Denn "das Auflisten dieser unzugänglichen Websites macht keinen guten Eindruck auf unsere Nutzer, die mit Google eigentlich Informationen erwerben wollen". Und schließlich meinte Frau Frost, daß es sich bei dem Ausschluß ohnehin um "nur einen winzigen Teil" der Websites handele, genauer um acht, darunter die des amerikanischen Rundfunksenders "Voice of Amerika" und eine Website der in China verbotenen buddhistischen Falun Gong Bewegung.

Vor zwei Jahren selbst blockiert

Das alles hört sich fast harmlos an. Nur entspricht es nicht ganz der Wahrheit. Wahr ist vielmehr, daß es sich bei dem Ausschluß ganz und gar nicht um nur einen winzigen Teil der Websites handelt, sondern um alle jene nach Ansicht der Pekinger Zensoren subversiven Websites, von denen es Tausende gibt, wenn nicht mehr. Ein Teil der Links zu diesen geblockten Websites präsentiert Google auch - aber nicht auf der Nachrichtenseite, sondern in einem konkreten Suchergebnis. Deswegen wurde Google selbst vor zwei Jahren von Peking blockiert. Allerdings wurde diese Zensur nach kurzer Zeit geräuschlos wiederaufgehoben. So etwas aber geschieht in China nicht ohne Grund.

Das Dilemma ist alt und bekannt: Einerseits herrschen in China die Kommunistische Partei und ihre Zensur; andererseits ist China ein zukunftsträchtiger, schnell wachsender, riesengroßer Markt. Schon heute surfen regelmäßig achtzig Millionen Chinesen im Internet, und man braucht nicht viel Weisheit, um voraussagen zu können, daß die Zahl der chinesischen Internetnutzer in absehbarer Zeit jene in Amerika erst übertreffen und dann weit hinter sich lassen wird.

Google übt Selbstzensur

Einen solchen Markt kann natürlich niemand ignorieren. Und im Grunde hat Google auch nichts anders getan als alle anderen sogenannten global players: Wie zuvor der Konkurrent Yahoo, so übt auch Google entgegen der eigenen Versprechungen Selbstzensur. Die anderen sagen: "Wandel durch Handel." Der Handel hat China Arbeitsplätze, Konsumgüter und auch Wohlstand gebracht. Aber Wandel?

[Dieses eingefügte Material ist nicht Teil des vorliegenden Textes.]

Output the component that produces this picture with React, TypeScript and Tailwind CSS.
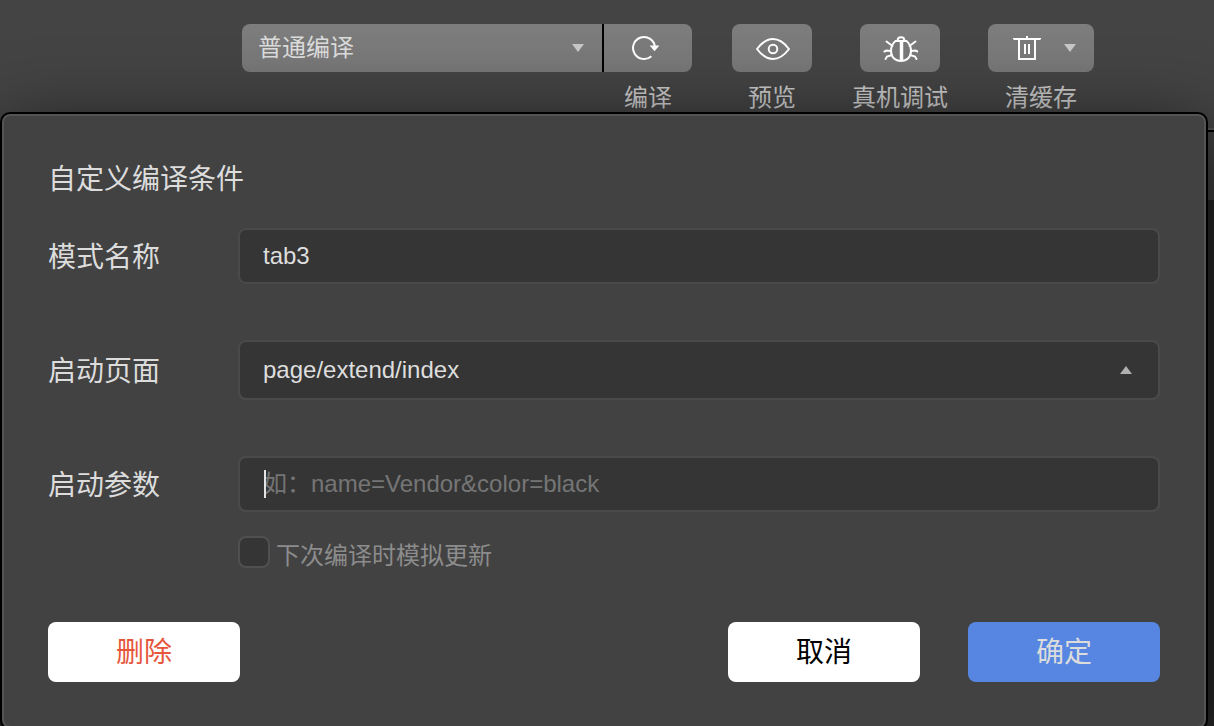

Die Tatsache, daß in China die Kommunistische Partei allein herrscht, bedeutet, daß eine Karriere ohne ein Arrangement mit der Partei nicht möglich ist und daß ein Geschäft ohne Bestechung schwierig ist. Das gilt für die chinesischen, aber viel mehr noch für die ausländischen Firmen, für die eine Kooperation mit der Partei unumgänglich ist. Daher ist heute der Wettbewerb in China zwischen den global players im Grunde ein Wettbewerb zwischen den jeweils zuständigen Kadern - mit der Folge, daß die Parteiherrschaft dadurch eher gestärkt als geschwächt wird. Dies bestätigte neulich auch eine Umfrage unter Schülern in der südchinesischen Stadt Guangzhou nach ihrem Berufswunsch. An erster Stelle steht - Parteikader. Denn wer heute in China Macht hat, der hat Geld, ein Haus, schöne Frauen, einfach alles. Andernfalls hat man nicht einmal Chance, sich korrumpieren zu lassen.

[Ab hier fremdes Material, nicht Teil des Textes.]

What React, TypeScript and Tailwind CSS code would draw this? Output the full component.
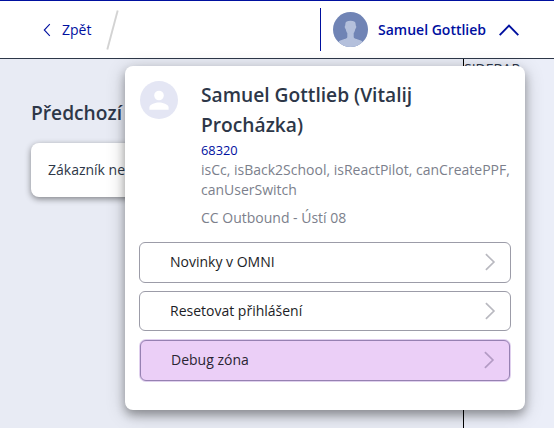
import React from 'react';

function ArrowRight() {
  return (
    <svg width="12" height="18" viewBox="0 0 12 18" fill="none" stroke="currentColor" strokeWidth="1.7">
      <path d="M1.9 1.2 9.9 9 1.9 16.8" />
    </svg>
  );
}

function MenuButton({ label, className }: { label: string; className: string }) {
  return (
    <button className={`flex items-start justify-between rounded-md border pl-[30px] text-left text-sm leading-5 ${className}`}>
      <span className="mt-[9px]">{label}</span>
      <span className="mt-[10px] text-[#b9b9c0]">
        <ArrowRight />
      </span>
    </button>
  );
}

function Header() {
  return (
    <header className="flex h-[59px] items-start border-t border-b border-t-[#00109f] border-b-[#2d3748] bg-white text-[#00109f]">
      <a className="mt-[19px] ml-[43px] flex items-center text-sm leading-5">
        <svg width="8" height="14" viewBox="0 0 8 14" fill="none" stroke="currentColor" strokeWidth="1.1">
          <path d="M6.8 1.2 1.3 7l5.5 5.8" />
        </svg>
        <span className="ml-[11px]">Zpět</span>
      </a>
      <svg className="mt-[9px] ml-[15px]" width="13" height="40" viewBox="0 0 13 40" stroke="#d3d3d3" strokeWidth="1.9">
        <path d="M11.7.4 1.3 39.4" />
      </svg>
      <div className="mt-[7px] ml-auto flex h-[43px] w-[234px] items-center border-l border-[#00109f]">
        <svg className="ml-3" width="35" height="35" viewBox="0 0 35 35">
          <defs>
            <clipPath id="avatar">
              <circle cx="17.5" cy="17.5" r="17.5" />
            </clipPath>
          </defs>
          <g clipPath="url(#avatar)">
            <path fill="#7084b5" d="M0 0h35v35H0z" />
            <path
              fill="#b4c0dc"
              d="M12.4 13.2C11.8 10 14 8.8 17.5 8.8s5.7 1.2 5.1 4.4c1 .4.8 3.2-.3 3.7-.4 2.1-1 3.4-1.6 4.1v4c0 2 5 2 8.6 4.2V36H5.9v-6.8c3.6-2.2 8.4-2.2 8.4-4.2v-4c-.6-.7-1.2-2-1.6-4.1-1.1-.5-1.3-3.3-.3-3.7Z"
            />
          </g>
        </svg>
        <span className="ml-[10px] text-sm leading-5 font-semibold">Samuel Gottlieb</span>
        <svg className="ml-[13px]" width="20" height="14" viewBox="0 0 20 14" fill="none" stroke="currentColor" strokeWidth="1.9">
          <path d="M.7 12.2 10 2.5l9.3 9.7" />
        </svg>
      </div>
    </header>
  );
}

function UserMenu() {
  return (
    <div className="absolute top-[66px] left-[125px] flex h-[344px] w-[400px] flex-col rounded-lg bg-white px-[14px] shadow-[0_4px_20px_rgba(0,0,0,0.2),0_5px_10px_rgba(0,0,0,0.3)]">
      <div className="flex">
        <svg className="mt-[15px] ml-px shrink-0" width="38" height="38" viewBox="0 0 38 38">
          <circle cx="19" cy="19" r="19" fill="#e4e6f4" />
          <circle cx="19" cy="14.5" r="4.8" fill="#fff" />
          <path fill="#fff" d="M9.4 28.8v-2.4c0-3.2 6.4-5 9.6-5s9.6 1.8 9.6 5v2.4Z" />
        </svg>
        <div className="mt-[14px] ml-[23px] text-sm leading-5 whitespace-nowrap text-[#7c7f8c]">
          <h2 className="text-[19.2px] leading-[30px] font-semibold text-[#2d3748]">
            Samuel Gottlieb (Vitalij
            <br />
            Procházka)
          </h2>
          <div className="text-[12.8px] leading-5 text-[#00109f]">68320</div>
          <div>
            isCc, isBack2School, isReactPilot, canCreatePPF,
            <br />
            canUserSwitch
          </div>
          <div className="mt-2">CC Outbound - Ústí 08</div>
        </div>
      </div>
      <div className="mt-[14px] flex flex-col text-[#1c1d26]">
        <MenuButton label="Novinky v OMNI" className="h-[41px] border-[#9c9ca8] pr-[14px]" />
        <MenuButton label="Resetovat přihlášení" className="mt-2 h-10 border-[#9c9ca8] pr-[14px]" />
        <MenuButton
          label="Debug zóna"
          className="mx-px mt-[9px] h-[41px] border-[#9681b2] bg-[#ebcff7] pr-[14px] text-[#2a2533] shadow-[0_0_0_1px_#e0d0ee] [&>span:last-child]:text-[#b39bc4]"
        />
      </div>
    </div>
  );
}

export default function App() {
  return (
    <div className="relative flex h-[428px] w-[554px] flex-col overflow-hidden bg-[#e8ebf4] font-['Open_Sans','Noto_Sans',sans-serif] text-[#2d3748]">
      <Header />
      <div className="flex flex-1">
        <main className="w-[463px] pt-[39px] pl-[31px]">
          <h1 className="text-[19.2px] leading-[30px] font-semibold">Předchozí</h1>
          <div className="mt-[15px] h-[54px] w-[400px] rounded-lg bg-white px-[17px] py-[17px] text-sm leading-5 shadow-[0_2px_6px_rgba(0,0,0,0.45)]">
            Zákazník nemá
          </div>
        </main>
        <aside className="flex-1 border-l border-black bg-[#ebeef8] text-sm leading-5">SIDEBAR</aside>
      </div>
      <UserMenu />
    </div>
  );
}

Handel allein bringt keinen Wandel. Dies hat Gunnar Myrdal, Träger des Friedenspreises des Deutschen Buchhandels (1970) und des Nobelpreises für Wirtschaftswissenschaften (1974), schon in seinem berühmten Buch "Asiatisches Drama" festgestellt. Wir sind leider vergeßlich. Und die Kommunisten? Sie haben umsonst Albträume gehabt.